**Raw data:**
§ §

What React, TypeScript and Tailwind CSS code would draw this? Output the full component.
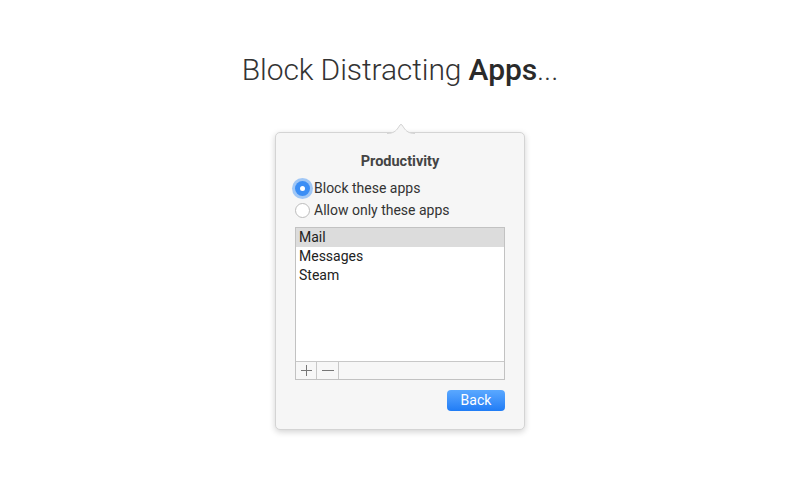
import React from "react";

export default function App() {
  return (
    <div className="w-[800px] h-[500px] bg-white flex flex-col items-center" style={{ fontFamily: "'Helvetica Neue', Roboto, 'Liberation Sans', sans-serif" }}>
      <h1 className="mt-[52px] text-[30px] leading-[36px] text-[#333] font-light tracking-[-0.1px]" style={{ fontFamily: "Roboto, 'Liberation Sans', sans-serif" }}>
        Block Distracting <span className="font-medium text-[#2a2a2a]">Apps</span>...
      </h1>
      <div className="relative mt-[44px] w-[250px] h-[298px] bg-[#f6f6f6] rounded-[5px] border border-[#d4d4d4] shadow-[0_2px_6px_rgba(0,0,0,0.18)] flex flex-col px-[19px]">
        <svg className="absolute left-[111px] top-[-13px]" width="28" height="14" viewBox="0 0 28 14">
          <path d="M0 13.5 C6 13.5 9 11 11 8 L13 5 Q14 3.6 15 5 L17 8 C19 11 22 13.5 28 13.5 L28 14 L0 14 Z" fill="#f6f6f6" />
          <path d="M0 13.5 C6 13.5 9 11 11 8 L13 5 Q14 3.6 15 5 L17 8 C19 11 22 13.5 28 13.5" fill="none" stroke="#d4d4d4" strokeWidth="1" />
        </svg>
        <div className="mt-[20px] text-center text-[14.5px] leading-[18px] font-bold text-[#444]" style={{ fontFamily: "Roboto, 'Liberation Sans', sans-serif" }}>Productivity</div>
        <div className="mt-[8px] flex items-center h-[18px]">
          <div className="w-[15px] h-[15px] rounded-full bg-[#3b8ef5] flex items-center justify-center shadow-[0_0_0_3px_rgba(90,160,245,0.55)]">
            <div className="w-[5px] h-[5px] rounded-full bg-white" />
          </div>
          <span className="ml-[4px] text-[14px] text-[#333]" style={{ fontFamily: "Roboto, 'Liberation Sans', sans-serif" }}>Block these apps</span>
        </div>
        <div className="mt-[4px] flex items-center h-[18px]">
          <div className="w-[15px] h-[15px] rounded-full bg-white border border-[#bcbcbc]" />
          <span className="ml-[4px] text-[14px] text-[#333]" style={{ fontFamily: "Roboto, 'Liberation Sans', sans-serif" }}>Allow only these apps</span>
        </div>
        <div className="mt-[8px] h-[153px] border border-[#c2c2c2] bg-white flex flex-col text-[14px] text-[#222]" style={{ fontFamily: "Roboto, 'Liberation Sans', sans-serif" }}>
          <div className="h-[19px] bg-[#dcdcdc] pl-[3px] leading-[19px]">Mail</div>
          <div className="h-[19px] pl-[3px] leading-[19px]">Messages</div>
          <div className="h-[19px] pl-[3px] leading-[19px]">Steam</div>
          <div className="flex-1" />
          <div className="h-[18px] border-t border-[#c8c8c8] bg-[#f7f7f7] flex">
            <div className="w-[21px] border-r border-[#c8c8c8] flex items-center justify-center">
              <svg width="11" height="11" viewBox="0 0 11 11"><path d="M5.5 0 V11 M0 5.5 H11" stroke="#777" strokeWidth="1" /></svg>
            </div>
            <div className="w-[22px] border-r border-[#c8c8c8] flex items-center justify-center">
              <svg width="12" height="11" viewBox="0 0 12 11"><path d="M0 5.5 H12" stroke="#777" strokeWidth="1" /></svg>
            </div>
          </div>
        </div>
        <div className="mt-[10px] flex justify-end">
          <div className="w-[58px] h-[21px] rounded-[4px] bg-gradient-to-b from-[#5aa8ff] to-[#1f7cf5] text-white text-[14px] leading-[21px] text-center" style={{ fontFamily: "Roboto, 'Liberation Sans', sans-serif" }}>Back</div>
        </div>
      </div>
    </div>
  );
}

§ §

**Prompt:** Copy out all of the data word for word. Do not carry over any picture.

**Response to the exercise:**
What React, TypeScript and Tailwind CSS code would draw this? Output the full component.
import React from "react";

export default function App() {
  return (
    <div className="w-[800px] h-[500px] bg-white flex flex-col items-center" style={{ fontFamily: "'Helvetica Neue', Roboto, 'Liberation Sans', sans-serif" }}>
      <h1 className="mt-[52px] text-[30px] leading-[36px] text-[#333] font-light tracking-[-0.1px]" style={{ fontFamily: "Roboto, 'Liberation Sans', sans-serif" }}>
        Block Distracting <span className="font-medium text-[#2a2a2a]">Apps</span>...
      </h1>
      <div className="relative mt-[44px] w-[250px] h-[298px] bg-[#f6f6f6] rounded-[5px] border border-[#d4d4d4] shadow-[0_2px_6px_rgba(0,0,0,0.18)] flex flex-col px-[19px]">
        <svg className="absolute left-[111px] top-[-13px]" width="28" height="14" viewBox="0 0 28 14">
          <path d="M0 13.5 C6 13.5 9 11 11 8 L13 5 Q14 3.6 15 5 L17 8 C19 11 22 13.5 28 13.5 L28 14 L0 14 Z" fill="#f6f6f6" />
          <path d="M0 13.5 C6 13.5 9 11 11 8 L13 5 Q14 3.6 15 5 L17 8 C19 11 22 13.5 28 13.5" fill="none" stroke="#d4d4d4" strokeWidth="1" />
        </svg>
        <div className="mt-[20px] text-center text-[14.5px] leading-[18px] font-bold text-[#444]" style={{ fontFamily: "Roboto, 'Liberation Sans', sans-serif" }}>Productivity</div>
        <div className="mt-[8px] flex items-center h-[18px]">
          <div className="w-[15px] h-[15px] rounded-full bg-[#3b8ef5] flex items-center justify-center shadow-[0_0_0_3px_rgba(90,160,245,0.55)]">
            <div className="w-[5px] h-[5px] rounded-full bg-white" />
          </div>
          <span className="ml-[4px] text-[14px] text-[#333]" style={{ fontFamily: "Roboto, 'Liberation Sans', sans-serif" }}>Block these apps</span>
        </div>
        <div className="mt-[4px] flex items-center h-[18px]">
          <div className="w-[15px] h-[15px] rounded-full bg-white border border-[#bcbcbc]" />
          <span className="ml-[4px] text-[14px] text-[#333]" style={{ fontFamily: "Roboto, 'Liberation Sans', sans-serif" }}>Allow only these apps</span>
        </div>
        <div className="mt-[8px] h-[153px] border border-[#c2c2c2] bg-white flex flex-col text-[14px] text-[#222]" style={{ fontFamily: "Roboto, 'Liberation Sans', sans-serif" }}>
          <div className="h-[19px] bg-[#dcdcdc] pl-[3px] leading-[19px]">Mail</div>
          <div className="h-[19px] pl-[3px] leading-[19px]">Messages</div>
          <div className="h-[19px] pl-[3px] leading-[19px]">Steam</div>
          <div className="flex-1" />
          <div className="h-[18px] border-t border-[#c8c8c8] bg-[#f7f7f7] flex">
            <div className="w-[21px] border-r border-[#c8c8c8] flex items-center justify-center">
              <svg width="11" height="11" viewBox="0 0 11 11"><path d="M5.5 0 V11 M0 5.5 H11" stroke="#777" strokeWidth="1" /></svg>
            </div>
            <div className="w-[22px] border-r border-[#c8c8c8] flex items-center justify-center">
              <svg width="12" height="11" viewBox="0 0 12 11"><path d="M0 5.5 H12" stroke="#777" strokeWidth="1" /></svg>
            </div>
          </div>
        </div>
        <div className="mt-[10px] flex justify-end">
          <div className="w-[58px] h-[21px] rounded-[4px] bg-gradient-to-b from-[#5aa8ff] to-[#1f7cf5] text-white text-[14px] leading-[21px] text-center" style={{ fontFamily: "Roboto, 'Liberation Sans', sans-serif" }}>Back</div>
        </div>
      </div>
    </div>
  );
}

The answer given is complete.